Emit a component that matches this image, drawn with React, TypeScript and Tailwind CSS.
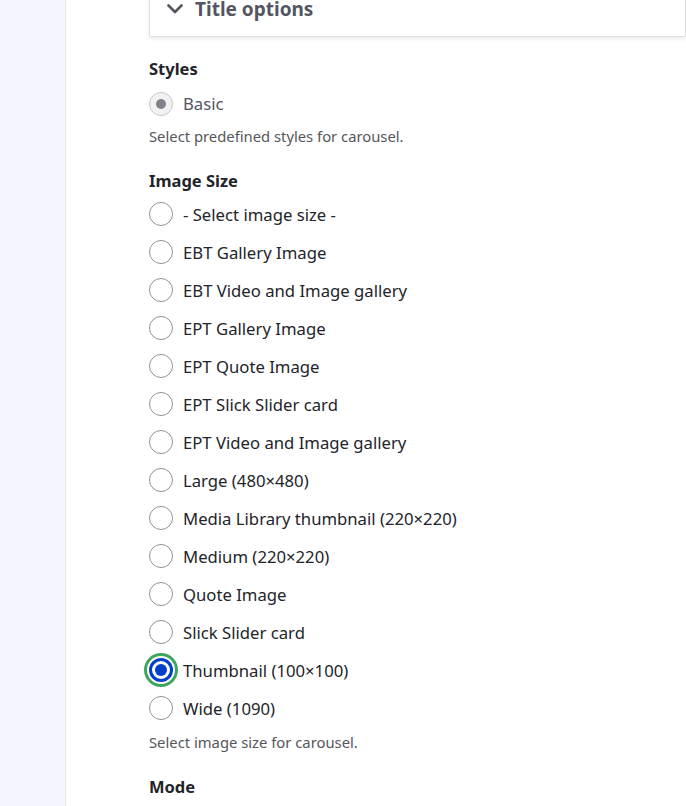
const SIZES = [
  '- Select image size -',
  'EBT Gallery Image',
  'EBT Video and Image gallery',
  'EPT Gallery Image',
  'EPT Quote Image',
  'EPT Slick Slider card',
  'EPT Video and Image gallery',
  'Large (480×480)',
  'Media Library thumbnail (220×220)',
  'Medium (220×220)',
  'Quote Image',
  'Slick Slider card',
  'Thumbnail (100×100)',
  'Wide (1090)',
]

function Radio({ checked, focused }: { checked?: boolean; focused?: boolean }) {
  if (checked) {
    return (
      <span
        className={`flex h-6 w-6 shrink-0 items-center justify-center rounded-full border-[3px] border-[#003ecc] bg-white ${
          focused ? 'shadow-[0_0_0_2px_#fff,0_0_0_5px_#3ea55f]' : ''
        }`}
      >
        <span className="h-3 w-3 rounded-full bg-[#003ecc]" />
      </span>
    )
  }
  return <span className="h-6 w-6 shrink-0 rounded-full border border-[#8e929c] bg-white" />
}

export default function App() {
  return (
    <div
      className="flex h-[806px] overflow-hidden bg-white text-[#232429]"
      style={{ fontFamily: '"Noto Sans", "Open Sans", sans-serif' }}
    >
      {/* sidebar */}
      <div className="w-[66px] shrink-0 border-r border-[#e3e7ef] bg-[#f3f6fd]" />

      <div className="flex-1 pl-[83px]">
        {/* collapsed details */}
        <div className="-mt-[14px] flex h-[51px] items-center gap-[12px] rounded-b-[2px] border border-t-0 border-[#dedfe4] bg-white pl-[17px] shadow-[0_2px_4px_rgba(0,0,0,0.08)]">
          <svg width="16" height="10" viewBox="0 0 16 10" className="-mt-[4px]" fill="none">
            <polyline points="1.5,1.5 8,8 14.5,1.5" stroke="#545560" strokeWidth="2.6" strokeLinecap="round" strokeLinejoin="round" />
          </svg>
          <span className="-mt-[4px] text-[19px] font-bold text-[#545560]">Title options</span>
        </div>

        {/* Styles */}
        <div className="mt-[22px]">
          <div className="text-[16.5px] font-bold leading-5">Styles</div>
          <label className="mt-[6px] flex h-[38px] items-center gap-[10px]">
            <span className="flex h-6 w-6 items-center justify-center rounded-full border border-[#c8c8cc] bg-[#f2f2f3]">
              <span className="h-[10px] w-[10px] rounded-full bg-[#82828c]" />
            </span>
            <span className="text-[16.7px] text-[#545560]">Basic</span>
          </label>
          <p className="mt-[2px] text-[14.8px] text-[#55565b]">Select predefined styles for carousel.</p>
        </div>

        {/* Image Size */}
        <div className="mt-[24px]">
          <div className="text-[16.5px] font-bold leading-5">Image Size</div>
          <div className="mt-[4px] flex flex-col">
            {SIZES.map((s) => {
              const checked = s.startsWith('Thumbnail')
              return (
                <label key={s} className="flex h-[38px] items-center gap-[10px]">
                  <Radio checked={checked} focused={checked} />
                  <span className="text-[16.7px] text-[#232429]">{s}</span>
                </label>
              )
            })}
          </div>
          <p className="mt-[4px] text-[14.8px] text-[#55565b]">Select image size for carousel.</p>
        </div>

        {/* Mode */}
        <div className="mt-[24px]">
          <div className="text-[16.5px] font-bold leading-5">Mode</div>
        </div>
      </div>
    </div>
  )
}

---

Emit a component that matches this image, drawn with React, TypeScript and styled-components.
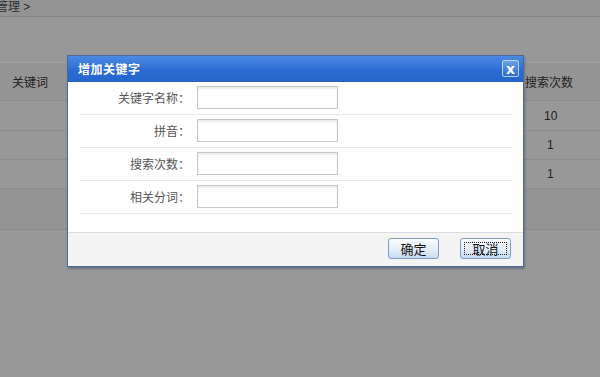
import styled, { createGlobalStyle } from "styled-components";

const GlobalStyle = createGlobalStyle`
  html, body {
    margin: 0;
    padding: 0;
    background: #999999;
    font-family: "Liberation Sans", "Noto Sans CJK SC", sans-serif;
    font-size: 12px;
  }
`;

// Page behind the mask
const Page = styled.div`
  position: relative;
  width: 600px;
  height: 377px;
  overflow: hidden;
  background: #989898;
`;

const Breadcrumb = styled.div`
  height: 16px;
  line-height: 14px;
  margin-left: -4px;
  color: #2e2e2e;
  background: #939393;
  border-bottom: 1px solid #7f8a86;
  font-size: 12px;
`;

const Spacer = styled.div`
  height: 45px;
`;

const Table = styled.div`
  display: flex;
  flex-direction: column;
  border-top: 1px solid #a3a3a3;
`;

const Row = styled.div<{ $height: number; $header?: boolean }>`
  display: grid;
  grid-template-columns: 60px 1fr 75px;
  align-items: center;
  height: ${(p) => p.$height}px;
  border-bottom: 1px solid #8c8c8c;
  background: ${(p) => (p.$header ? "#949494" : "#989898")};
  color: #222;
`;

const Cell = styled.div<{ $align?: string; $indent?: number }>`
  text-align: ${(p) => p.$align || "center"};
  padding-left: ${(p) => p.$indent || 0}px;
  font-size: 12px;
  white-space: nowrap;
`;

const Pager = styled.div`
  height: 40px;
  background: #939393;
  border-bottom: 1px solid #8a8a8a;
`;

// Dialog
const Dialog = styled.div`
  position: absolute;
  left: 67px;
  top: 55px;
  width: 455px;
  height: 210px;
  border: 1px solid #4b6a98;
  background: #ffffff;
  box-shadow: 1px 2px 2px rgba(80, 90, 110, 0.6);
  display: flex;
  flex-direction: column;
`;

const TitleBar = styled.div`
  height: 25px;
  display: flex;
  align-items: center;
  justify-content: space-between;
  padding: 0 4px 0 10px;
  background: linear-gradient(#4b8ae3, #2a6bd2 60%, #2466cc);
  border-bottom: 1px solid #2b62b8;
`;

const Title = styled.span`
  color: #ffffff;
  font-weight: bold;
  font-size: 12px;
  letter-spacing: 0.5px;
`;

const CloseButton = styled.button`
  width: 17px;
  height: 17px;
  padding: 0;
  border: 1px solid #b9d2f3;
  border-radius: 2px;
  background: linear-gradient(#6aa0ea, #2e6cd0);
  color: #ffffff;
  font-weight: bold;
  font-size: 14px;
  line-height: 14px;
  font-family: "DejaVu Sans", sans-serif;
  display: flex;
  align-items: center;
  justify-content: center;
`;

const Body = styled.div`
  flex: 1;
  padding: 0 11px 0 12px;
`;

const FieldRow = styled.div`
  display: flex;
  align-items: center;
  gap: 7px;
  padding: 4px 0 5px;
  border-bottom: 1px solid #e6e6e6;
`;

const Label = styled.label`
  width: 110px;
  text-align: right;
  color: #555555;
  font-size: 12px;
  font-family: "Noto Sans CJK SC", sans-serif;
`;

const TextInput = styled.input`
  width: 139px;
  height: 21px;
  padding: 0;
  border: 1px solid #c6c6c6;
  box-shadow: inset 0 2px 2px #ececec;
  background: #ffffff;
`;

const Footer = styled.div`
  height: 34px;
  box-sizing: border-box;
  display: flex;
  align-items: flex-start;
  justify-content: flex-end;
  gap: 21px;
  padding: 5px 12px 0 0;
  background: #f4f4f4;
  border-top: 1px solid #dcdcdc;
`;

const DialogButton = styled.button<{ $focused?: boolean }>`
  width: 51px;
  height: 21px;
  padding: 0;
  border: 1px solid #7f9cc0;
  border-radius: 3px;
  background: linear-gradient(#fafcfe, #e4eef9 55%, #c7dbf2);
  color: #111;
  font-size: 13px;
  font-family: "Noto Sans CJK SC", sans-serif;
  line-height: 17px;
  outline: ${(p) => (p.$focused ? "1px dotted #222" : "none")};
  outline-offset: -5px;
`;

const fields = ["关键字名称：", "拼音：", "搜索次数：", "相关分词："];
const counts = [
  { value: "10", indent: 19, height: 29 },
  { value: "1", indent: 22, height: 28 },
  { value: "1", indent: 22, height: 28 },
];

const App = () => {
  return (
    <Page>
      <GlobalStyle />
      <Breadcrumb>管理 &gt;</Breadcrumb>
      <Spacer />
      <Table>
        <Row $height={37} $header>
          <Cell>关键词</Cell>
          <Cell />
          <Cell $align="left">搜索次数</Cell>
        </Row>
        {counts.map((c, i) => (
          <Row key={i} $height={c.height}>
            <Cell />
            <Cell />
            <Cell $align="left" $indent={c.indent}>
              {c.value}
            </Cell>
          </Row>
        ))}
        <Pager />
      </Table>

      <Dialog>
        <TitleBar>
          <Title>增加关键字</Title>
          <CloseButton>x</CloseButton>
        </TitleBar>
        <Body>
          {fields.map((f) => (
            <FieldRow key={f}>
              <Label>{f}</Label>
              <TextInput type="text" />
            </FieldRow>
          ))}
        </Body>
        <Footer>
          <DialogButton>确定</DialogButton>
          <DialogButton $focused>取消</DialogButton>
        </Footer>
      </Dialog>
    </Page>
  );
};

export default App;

--

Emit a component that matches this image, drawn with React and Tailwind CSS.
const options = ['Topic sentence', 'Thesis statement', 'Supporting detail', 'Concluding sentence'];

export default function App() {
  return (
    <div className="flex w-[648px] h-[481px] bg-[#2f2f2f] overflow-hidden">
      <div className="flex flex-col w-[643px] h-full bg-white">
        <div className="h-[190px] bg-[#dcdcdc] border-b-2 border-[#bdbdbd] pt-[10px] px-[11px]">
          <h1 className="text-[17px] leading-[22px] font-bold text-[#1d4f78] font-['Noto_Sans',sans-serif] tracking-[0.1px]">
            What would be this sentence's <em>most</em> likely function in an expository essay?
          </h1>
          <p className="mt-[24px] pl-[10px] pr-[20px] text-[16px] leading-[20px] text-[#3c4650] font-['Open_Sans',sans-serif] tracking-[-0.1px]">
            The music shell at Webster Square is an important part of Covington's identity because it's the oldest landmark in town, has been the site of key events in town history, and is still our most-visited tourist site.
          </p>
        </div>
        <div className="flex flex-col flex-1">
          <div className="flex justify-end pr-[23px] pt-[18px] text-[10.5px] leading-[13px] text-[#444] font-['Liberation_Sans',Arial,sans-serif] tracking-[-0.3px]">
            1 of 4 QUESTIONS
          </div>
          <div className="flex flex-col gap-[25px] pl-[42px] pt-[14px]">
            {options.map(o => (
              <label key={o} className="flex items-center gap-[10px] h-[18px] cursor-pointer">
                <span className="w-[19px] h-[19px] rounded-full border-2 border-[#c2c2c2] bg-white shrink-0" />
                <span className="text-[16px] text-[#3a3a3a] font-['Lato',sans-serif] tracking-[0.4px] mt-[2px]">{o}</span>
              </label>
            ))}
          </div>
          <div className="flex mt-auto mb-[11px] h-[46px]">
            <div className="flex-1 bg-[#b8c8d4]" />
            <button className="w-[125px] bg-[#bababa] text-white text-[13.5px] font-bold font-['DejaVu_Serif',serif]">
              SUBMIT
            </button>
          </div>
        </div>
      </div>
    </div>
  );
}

> **Exercise task**:
Copy out all lines where the word "components" appears.

> **Output for this exercise**:
Emit a component that matches this image, drawn with React, TypeScript and styled-components.
import styled, { createGlobalStyle } from "styled-components";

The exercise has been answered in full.